The trumpeters, if they were the ones to communicate the dreadful news—dreadful to the people— ascribed Jonathan’s heroic deed to Saul, the reason being that Saul was commander-in-chief of the army; or did they purposely hold the truth under because they thought it wise and expedient to exalt Saul in the eyes of the people in that dreadful crisis?

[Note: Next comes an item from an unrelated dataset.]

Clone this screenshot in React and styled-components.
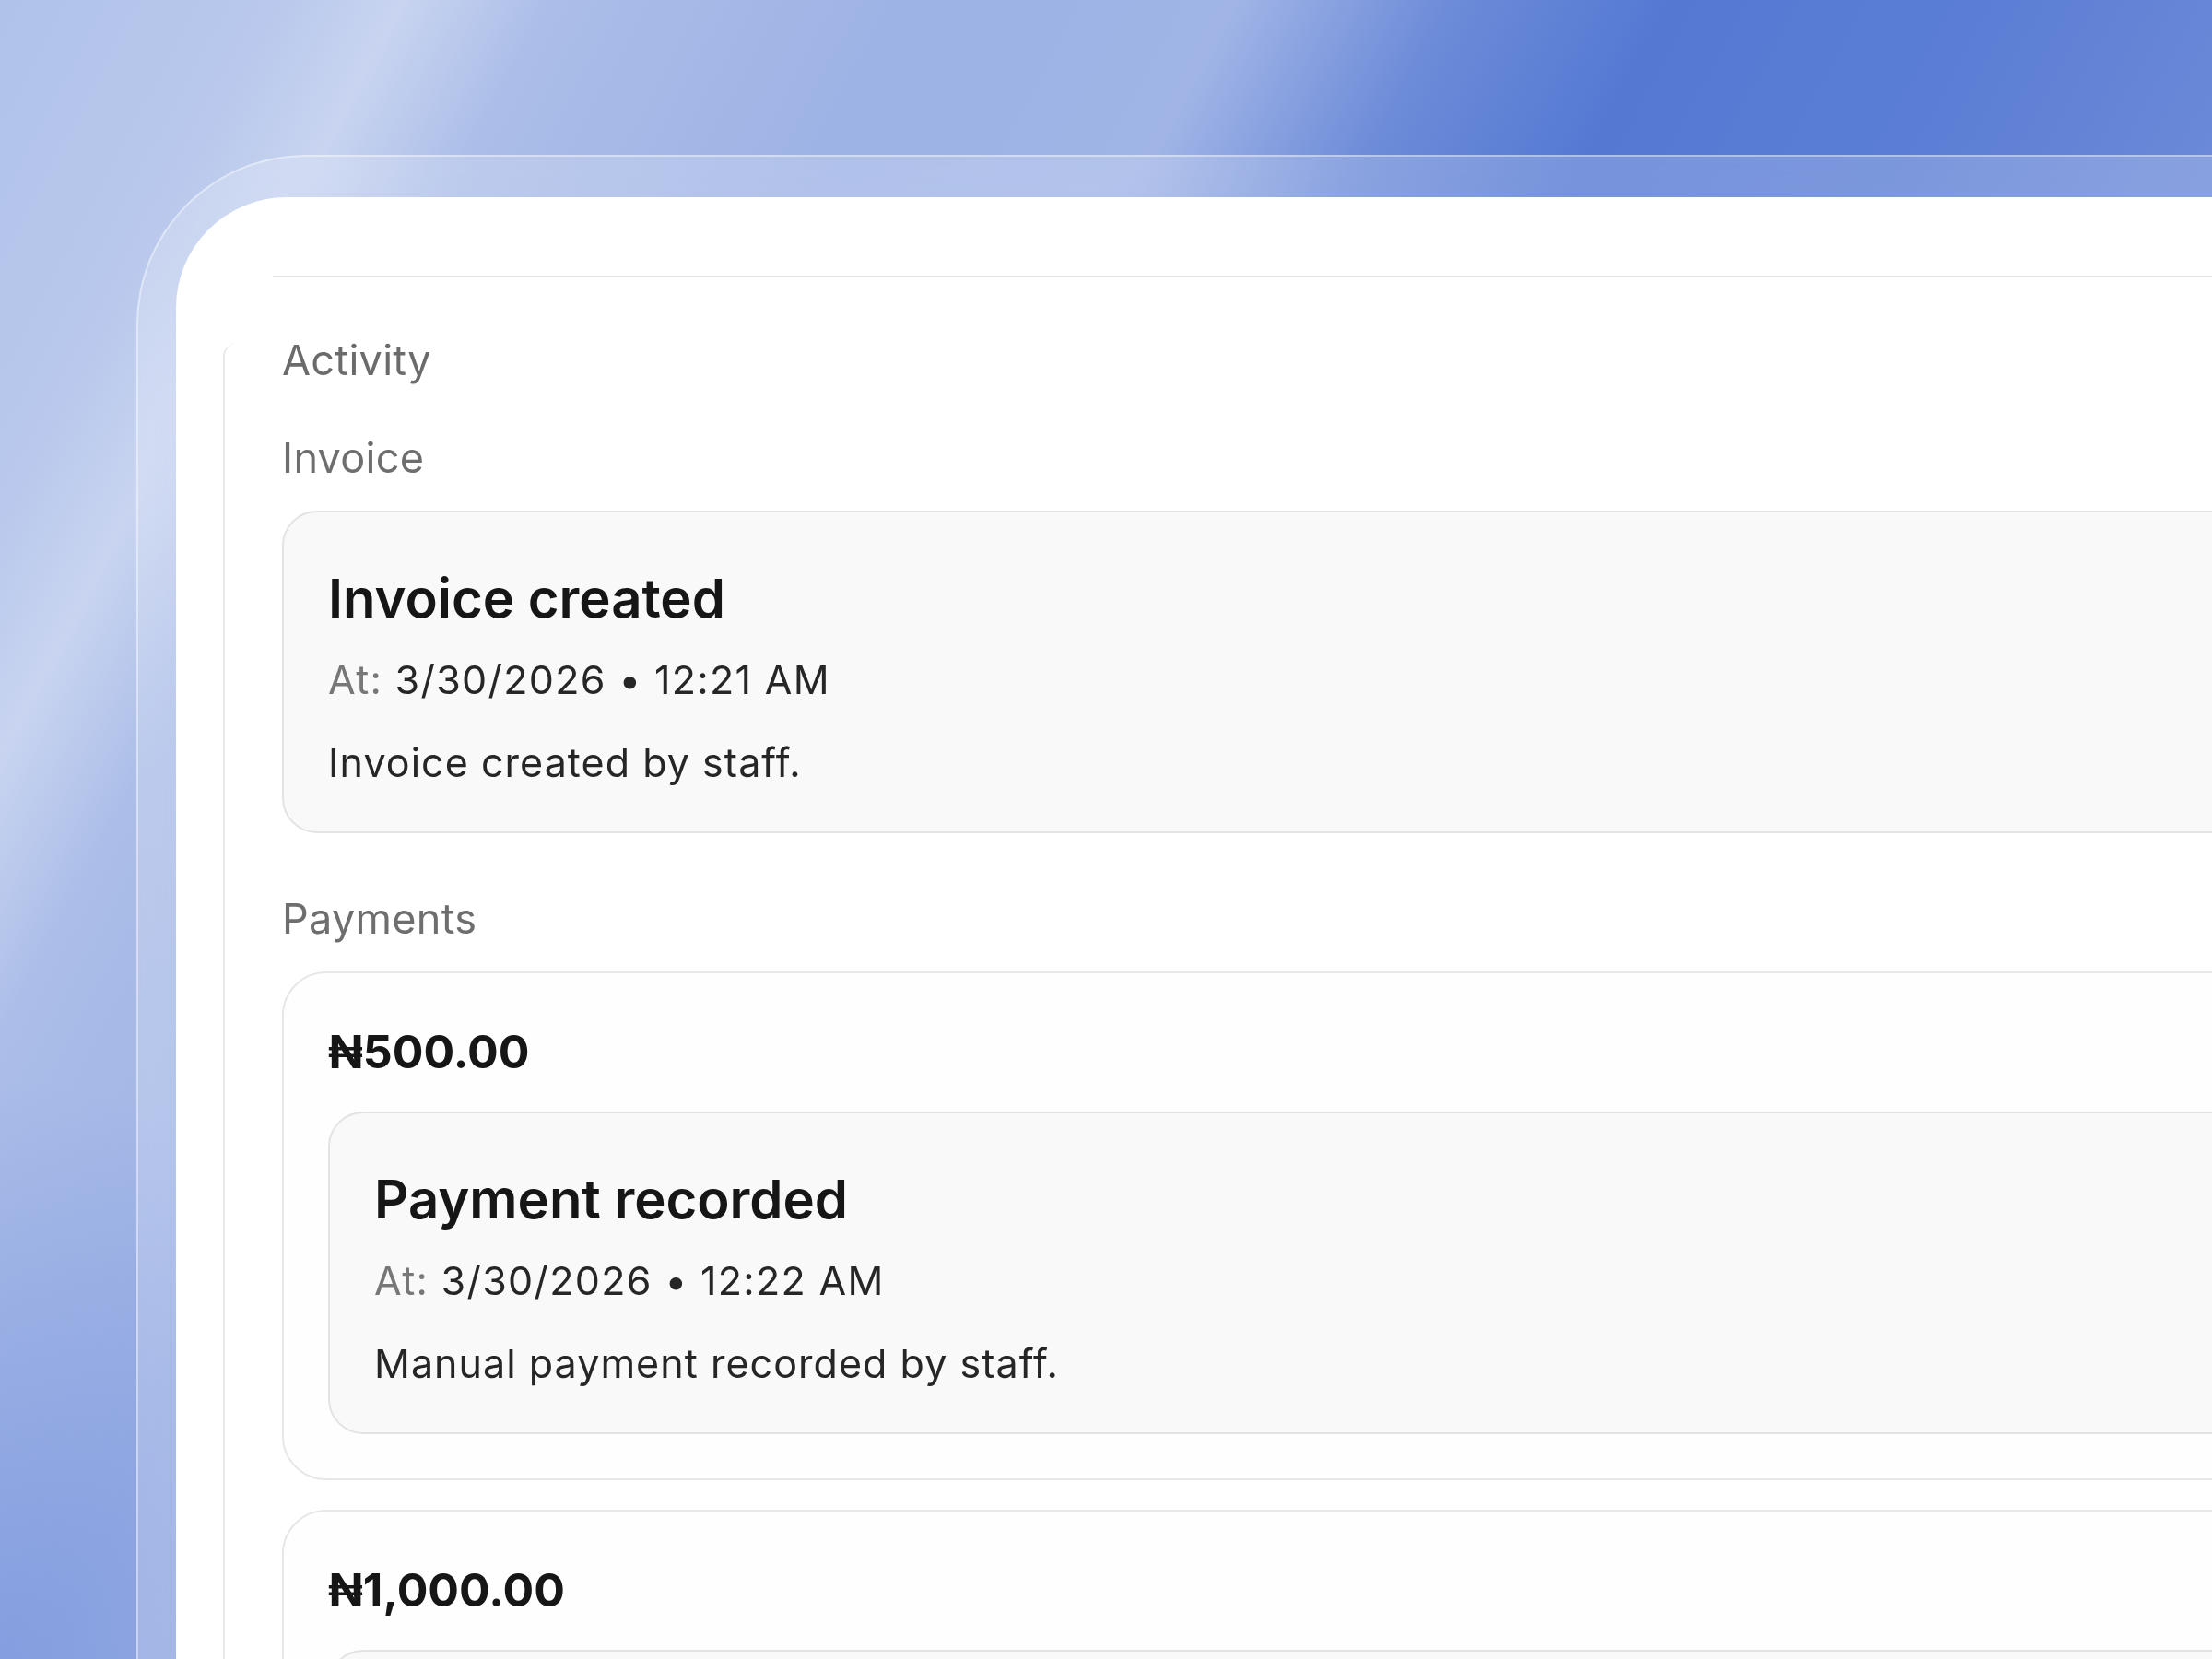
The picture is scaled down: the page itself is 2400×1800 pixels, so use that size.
import styled, { createGlobalStyle } from "styled-components";

const GlobalStyle = createGlobalStyle`
  html, body {
    margin: 0;
    padding: 0;
  }
  body {
    font-family: Inter, "Noto Sans", "Liberation Sans", sans-serif;
    -webkit-font-smoothing: antialiased;
  }
`;

const invoiceEvents = [
  {
    title: "Invoice created",
    at: "3/30/2026 • 12:21 AM",
    note: "Invoice created by staff.",
  },
];

const payments = [
  {
    amount: "₦500.00",
    events: [
      {
        title: "Payment recorded",
        at: "3/30/2026 • 12:22 AM",
        note: "Manual payment recorded by staff.",
      },
    ],
  },
  {
    amount: "₦1,000.00",
    events: [
      {
        title: "Payment recorded",
        at: "3/30/2026 • 12:24 AM",
        note: "Manual payment recorded by staff.",
      },
    ],
  },
];

const EventCard = ({ event }) => (
  <Event>
    <EventTitle>{event.title}</EventTitle>
    <EventMeta>
      <span>At: </span>
      {event.at}
    </EventMeta>
    <EventNote>{event.note}</EventNote>
  </Event>
);

const App = () => {
  return (
    <>
      <GlobalStyle />
      <Page>
        <Glass>
          <Sheet>
            <SheetHeader />
            <Activity>
              <Heading>Activity</Heading>
              <Sections>
                <Section>
                  <Label>Invoice</Label>
                  {invoiceEvents.map((ev) => (
                    <EventCard event={ev} key={ev.title} />
                  ))}
                </Section>
                <Section>
                  <Label>Payments</Label>
                  <PaymentList>
                    {payments.map((p) => (
                      <Payment key={p.amount}>
                        <Amount>{p.amount}</Amount>
                        {p.events.map((ev) => (
                          <EventCard event={ev} key={ev.at} />
                        ))}
                      </Payment>
                    ))}
                  </PaymentList>
                </Section>
              </Sections>
            </Activity>
          </Sheet>
        </Glass>
      </Page>
    </>
  );
};

export default App;

const Page = styled.div`
  width: 2400px;
  height: 1800px;
  overflow: hidden;
  box-sizing: border-box;
  padding: 168px 0 0 148px;
  display: flex;
  align-items: flex-start;
  background:
    radial-gradient(ellipse 700px 900px at 0% 100%, rgba(110, 140, 218, 0.55), transparent 70%),
    linear-gradient(
      118deg,
      #b0c2ea 0%,
      #b9c8ec 9%,
      #c8d4f0 13%,
      #abbde8 18%,
      #9db2e5 30%,
      #a0b4e6 40%,
      #6c8bd8 47%,
      #5579d3 54%,
      #5b7dd4 64%,
      #7390da 80%,
      #86a0df 100%
    );
`;

const Glass = styled.div`
  flex: 0 0 2500px;
  min-height: 1700px;
  box-sizing: border-box;
  padding: 44px 0 0 41px;
  border-top: 2px solid rgba(255, 255, 255, 0.4);
  border-left: 2px solid rgba(255, 255, 255, 0.4);
  border-top-left-radius: 184px;
  background: rgba(255, 255, 255, 0.2);
  backdrop-filter: blur(30px);
`;

const Sheet = styled.div`
  background: #ffffff;
  border-top-left-radius: 120px;
  min-height: 1700px;
  overflow: hidden;
`;

const SheetHeader = styled.div`
  height: 85px;
  margin-left: 105px;
  border-bottom: 2px solid #e4e4e4;
`;

const Activity = styled.div`
  margin: 72px 0 0 51px;
  padding-left: 62px;
  border-left: 2px solid #e9e9e9;
  border-top-left-radius: 14px;
`;

const Heading = styled.div`
  font-size: 45px;
  line-height: 36px;
  color: #6b6b6b;
  letter-spacing: 0.3px;
`;

const Sections = styled.div`
  margin-top: 58px;
  display: flex;
  flex-direction: column;
  gap: 63px;
`;

const Section = styled.section`
  display: flex;
  flex-direction: column;
  gap: 27px;
`;

const Label = styled.div`
  font-size: 45px;
  line-height: 60px;
  color: #6e6e6e;
  letter-spacing: 0.3px;
`;

const PaymentList = styled.div`
  display: flex;
  flex-direction: column;
  gap: 32px;
`;

const Payment = styled.div`
  border: 2px solid #e7e7e7;
  border-radius: 48px;
  background: #fefefe;
  padding: 51px 48px 48px;
  display: flex;
  flex-direction: column;
  gap: 31px;
`;

const Amount = styled.div`
  font-size: 50px;
  line-height: 68px;
  font-weight: 700;
  color: #161616;
`;

const Event = styled.div`
  border: 2px solid #e3e3e3;
  border-radius: 38px;
  background: #f9f9f9;
  padding: 57px 48px 45px 48px;
  display: flex;
  flex-direction: column;
`;

const EventTitle = styled.div`
  font-size: 58px;
  line-height: 72px;
  font-weight: 600;
  color: #161616;
`;

const EventMeta = styled.div`
  margin-top: 22px;
  font-size: 43px;
  line-height: 60px;
  color: #262626;
  letter-spacing: 1.3px;

  span {
    color: #777777;
  }
`;

const EventNote = styled.div`
  margin-top: 30px;
  font-size: 43px;
  line-height: 60px;
  color: #262626;
  letter-spacing: 1.05px;
`;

Saul, too, went to Gilgal—for there he had called the people together after him—in fulfilment of the prophetic command of Samuel uttered in his audience perhaps as long as two years ago on the day of his secret anointing, “And thou shalt go down before me to Gilgal” (I Sam. 10:8). Thus Saul’s going to Gilgal at this time was more evidence that Samuel’s prophetic commands to him verily had originated in God. That now again was being proved to him in a remarkable way by the fact that he went to Gilgal, not because he had so calculated or so desired, but, only because circumstances, as shaped by the Lord, were compelling him. Thus, how abundant the proof that it had been not Samuel but the Lord who, on that day of his secret anointing, had placed him under the prophetic command that “thou shalt go down to Gilgal; and, behold I will come down to thee, to offer burnt offerings, and to sacrifice sacrifices of peace offerings: seven day shalt thou tarry, till I come to thee, and shew thee what thou shalt do.” There at Gilgal this word of God, through Saul’s own conscience, will confront him with the demand that, under the constraint of a living and implicit faith in God, he obey. Such was the Lord’s will. For Saul must be revealed in all his latent unbelief and rebellion, in order that God’s people might perceive how utterly unfit he was for the high office with which he was vested and disqualified for the duties thereof—his task was to save God’s ill- deserving people from all the troubles of their sin—in order that, as so perceiving they might understand that the king to save them had to be not what Saul was—a self-absorbed and self-seeking man, a sinful human trusting even in the great crisis of his career in the arm of flesh—but had to be what Saul was not—a man according to God’s own heart, making the Lord his expectation always. So perceiving and understanding, God’s people would be led to David, yea to Christ. This was the Lord’s purpose.